RECORD LIST:

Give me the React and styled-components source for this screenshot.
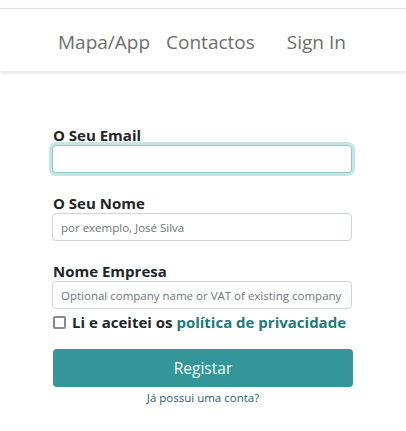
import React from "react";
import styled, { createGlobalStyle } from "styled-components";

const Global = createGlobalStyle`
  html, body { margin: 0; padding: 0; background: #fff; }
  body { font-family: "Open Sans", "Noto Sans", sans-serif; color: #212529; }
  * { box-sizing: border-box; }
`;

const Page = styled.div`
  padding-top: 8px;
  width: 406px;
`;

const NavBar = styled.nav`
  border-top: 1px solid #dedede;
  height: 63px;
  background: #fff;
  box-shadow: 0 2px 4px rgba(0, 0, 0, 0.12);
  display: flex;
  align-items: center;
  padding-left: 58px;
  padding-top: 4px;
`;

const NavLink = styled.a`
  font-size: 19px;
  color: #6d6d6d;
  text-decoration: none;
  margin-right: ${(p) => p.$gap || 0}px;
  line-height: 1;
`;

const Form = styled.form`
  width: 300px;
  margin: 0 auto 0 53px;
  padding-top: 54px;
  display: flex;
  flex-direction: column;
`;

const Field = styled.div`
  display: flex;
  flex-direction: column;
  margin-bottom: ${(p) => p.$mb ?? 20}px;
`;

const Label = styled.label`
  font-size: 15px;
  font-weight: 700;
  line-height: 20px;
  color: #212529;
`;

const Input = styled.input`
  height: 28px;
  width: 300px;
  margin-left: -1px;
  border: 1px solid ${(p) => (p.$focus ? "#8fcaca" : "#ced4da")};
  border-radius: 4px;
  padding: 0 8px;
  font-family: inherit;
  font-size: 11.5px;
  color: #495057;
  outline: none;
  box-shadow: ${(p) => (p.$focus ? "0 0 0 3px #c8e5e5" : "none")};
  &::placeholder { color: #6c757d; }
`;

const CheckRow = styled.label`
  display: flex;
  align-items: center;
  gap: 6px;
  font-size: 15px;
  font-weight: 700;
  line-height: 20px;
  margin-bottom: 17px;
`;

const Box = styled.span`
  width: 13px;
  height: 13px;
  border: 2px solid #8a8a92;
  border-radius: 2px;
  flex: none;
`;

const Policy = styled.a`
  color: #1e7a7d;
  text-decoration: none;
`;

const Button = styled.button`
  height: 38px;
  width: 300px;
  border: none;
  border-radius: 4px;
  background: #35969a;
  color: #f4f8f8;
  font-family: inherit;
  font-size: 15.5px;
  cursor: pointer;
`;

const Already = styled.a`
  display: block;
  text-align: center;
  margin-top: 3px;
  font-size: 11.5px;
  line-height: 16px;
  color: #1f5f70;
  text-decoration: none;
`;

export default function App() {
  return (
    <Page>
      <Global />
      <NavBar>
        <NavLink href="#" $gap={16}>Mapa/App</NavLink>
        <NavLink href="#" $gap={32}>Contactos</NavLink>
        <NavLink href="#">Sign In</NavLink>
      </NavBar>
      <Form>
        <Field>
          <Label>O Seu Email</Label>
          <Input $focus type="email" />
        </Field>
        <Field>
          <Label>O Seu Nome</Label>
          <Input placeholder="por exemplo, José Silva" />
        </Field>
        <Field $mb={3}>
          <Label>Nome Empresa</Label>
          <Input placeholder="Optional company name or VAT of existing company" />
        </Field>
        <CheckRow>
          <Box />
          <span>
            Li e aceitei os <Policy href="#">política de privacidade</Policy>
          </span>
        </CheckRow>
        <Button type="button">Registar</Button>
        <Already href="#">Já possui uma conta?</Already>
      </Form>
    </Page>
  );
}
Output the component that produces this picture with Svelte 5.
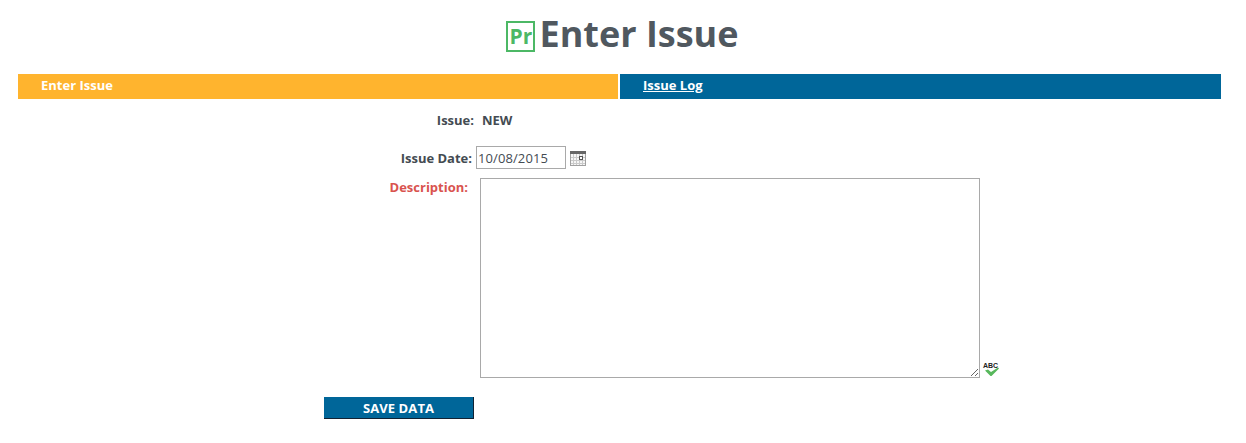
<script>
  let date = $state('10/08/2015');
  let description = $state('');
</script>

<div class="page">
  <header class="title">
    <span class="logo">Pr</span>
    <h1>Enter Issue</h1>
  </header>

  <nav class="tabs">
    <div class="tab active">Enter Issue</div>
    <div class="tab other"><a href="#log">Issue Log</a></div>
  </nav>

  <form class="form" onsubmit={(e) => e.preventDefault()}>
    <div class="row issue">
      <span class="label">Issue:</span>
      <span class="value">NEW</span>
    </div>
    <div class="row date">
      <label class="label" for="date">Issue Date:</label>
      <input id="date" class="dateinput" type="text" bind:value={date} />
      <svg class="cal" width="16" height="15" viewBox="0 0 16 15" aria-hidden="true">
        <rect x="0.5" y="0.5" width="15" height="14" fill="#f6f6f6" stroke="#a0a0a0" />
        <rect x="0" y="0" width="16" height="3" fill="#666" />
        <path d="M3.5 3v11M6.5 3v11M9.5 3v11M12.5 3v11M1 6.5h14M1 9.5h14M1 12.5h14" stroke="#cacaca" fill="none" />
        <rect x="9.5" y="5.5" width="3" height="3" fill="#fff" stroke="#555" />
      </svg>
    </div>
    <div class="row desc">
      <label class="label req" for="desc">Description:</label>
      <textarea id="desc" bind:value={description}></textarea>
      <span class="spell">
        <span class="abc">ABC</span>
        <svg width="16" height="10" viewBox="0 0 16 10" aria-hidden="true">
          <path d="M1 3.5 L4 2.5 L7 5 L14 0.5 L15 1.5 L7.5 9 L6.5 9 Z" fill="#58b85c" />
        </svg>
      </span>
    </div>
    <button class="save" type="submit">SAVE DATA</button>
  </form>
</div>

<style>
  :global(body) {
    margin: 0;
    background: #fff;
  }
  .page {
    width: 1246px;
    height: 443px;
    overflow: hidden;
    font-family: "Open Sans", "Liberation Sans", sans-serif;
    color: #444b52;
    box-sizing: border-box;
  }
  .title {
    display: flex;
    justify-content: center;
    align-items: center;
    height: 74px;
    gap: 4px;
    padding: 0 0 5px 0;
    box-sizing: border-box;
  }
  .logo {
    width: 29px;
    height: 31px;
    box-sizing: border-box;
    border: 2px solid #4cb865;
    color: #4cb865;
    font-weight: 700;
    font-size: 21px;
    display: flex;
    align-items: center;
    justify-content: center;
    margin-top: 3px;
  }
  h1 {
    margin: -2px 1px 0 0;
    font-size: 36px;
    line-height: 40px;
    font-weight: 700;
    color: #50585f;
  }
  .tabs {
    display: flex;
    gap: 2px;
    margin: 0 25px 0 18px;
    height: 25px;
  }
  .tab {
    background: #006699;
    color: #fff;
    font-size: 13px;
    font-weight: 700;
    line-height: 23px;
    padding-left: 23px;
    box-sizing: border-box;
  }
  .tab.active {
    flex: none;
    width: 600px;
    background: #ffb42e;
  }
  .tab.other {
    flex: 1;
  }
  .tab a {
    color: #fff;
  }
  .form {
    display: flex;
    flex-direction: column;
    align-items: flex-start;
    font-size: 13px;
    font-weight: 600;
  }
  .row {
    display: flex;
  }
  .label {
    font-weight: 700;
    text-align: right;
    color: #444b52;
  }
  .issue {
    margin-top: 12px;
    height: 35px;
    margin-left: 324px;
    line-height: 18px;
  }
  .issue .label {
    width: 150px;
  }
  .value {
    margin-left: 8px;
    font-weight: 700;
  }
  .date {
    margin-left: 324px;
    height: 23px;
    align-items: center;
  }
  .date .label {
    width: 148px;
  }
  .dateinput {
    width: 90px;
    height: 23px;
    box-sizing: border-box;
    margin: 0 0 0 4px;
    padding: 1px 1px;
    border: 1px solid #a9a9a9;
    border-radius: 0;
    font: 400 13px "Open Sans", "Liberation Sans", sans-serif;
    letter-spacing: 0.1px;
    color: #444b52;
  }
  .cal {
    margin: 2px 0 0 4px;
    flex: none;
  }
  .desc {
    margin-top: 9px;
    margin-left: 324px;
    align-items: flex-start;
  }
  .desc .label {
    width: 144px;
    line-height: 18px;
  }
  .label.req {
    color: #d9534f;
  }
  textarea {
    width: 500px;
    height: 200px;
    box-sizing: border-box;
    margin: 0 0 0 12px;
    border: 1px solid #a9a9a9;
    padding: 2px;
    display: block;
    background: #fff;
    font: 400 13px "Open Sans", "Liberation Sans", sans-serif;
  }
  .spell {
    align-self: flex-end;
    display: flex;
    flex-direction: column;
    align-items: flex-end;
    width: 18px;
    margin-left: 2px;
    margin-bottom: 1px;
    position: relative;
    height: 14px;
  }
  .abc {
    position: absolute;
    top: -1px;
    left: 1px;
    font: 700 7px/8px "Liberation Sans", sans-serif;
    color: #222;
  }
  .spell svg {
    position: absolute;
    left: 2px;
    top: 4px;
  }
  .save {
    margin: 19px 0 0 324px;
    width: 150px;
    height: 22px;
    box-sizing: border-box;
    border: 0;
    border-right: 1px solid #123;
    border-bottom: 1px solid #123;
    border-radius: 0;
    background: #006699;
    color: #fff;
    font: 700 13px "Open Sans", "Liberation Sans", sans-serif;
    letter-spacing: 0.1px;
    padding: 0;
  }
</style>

* * *

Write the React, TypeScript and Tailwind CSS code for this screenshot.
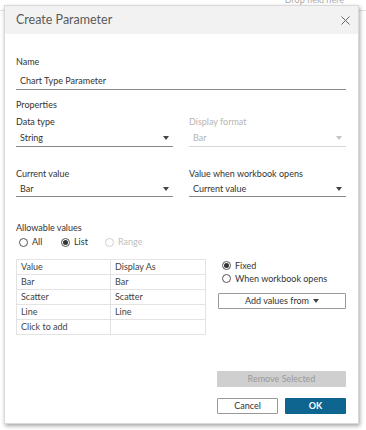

--

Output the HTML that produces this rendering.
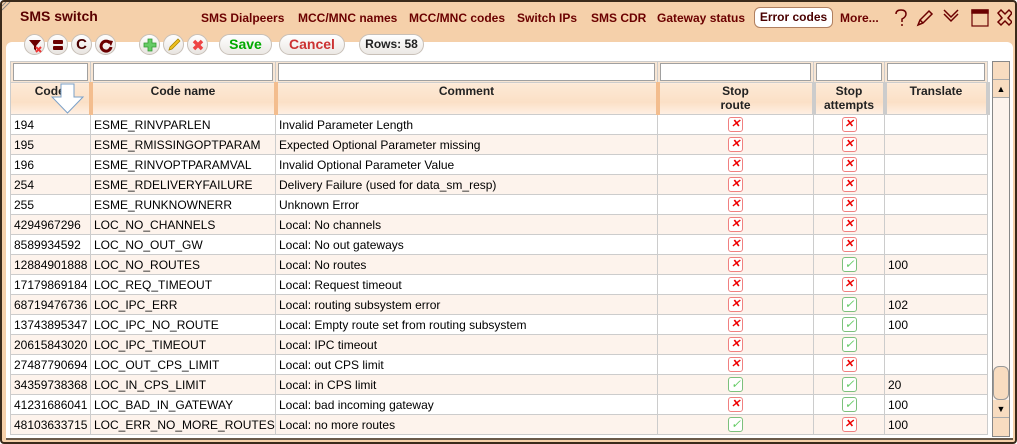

WORK TO DO:
List every line from the entries above in which "components" appears.

RESULT FOR THIS EXERCISE:
Give me the React and styled-components source for this screenshot.
import styled, { createGlobalStyle } from "styled-components";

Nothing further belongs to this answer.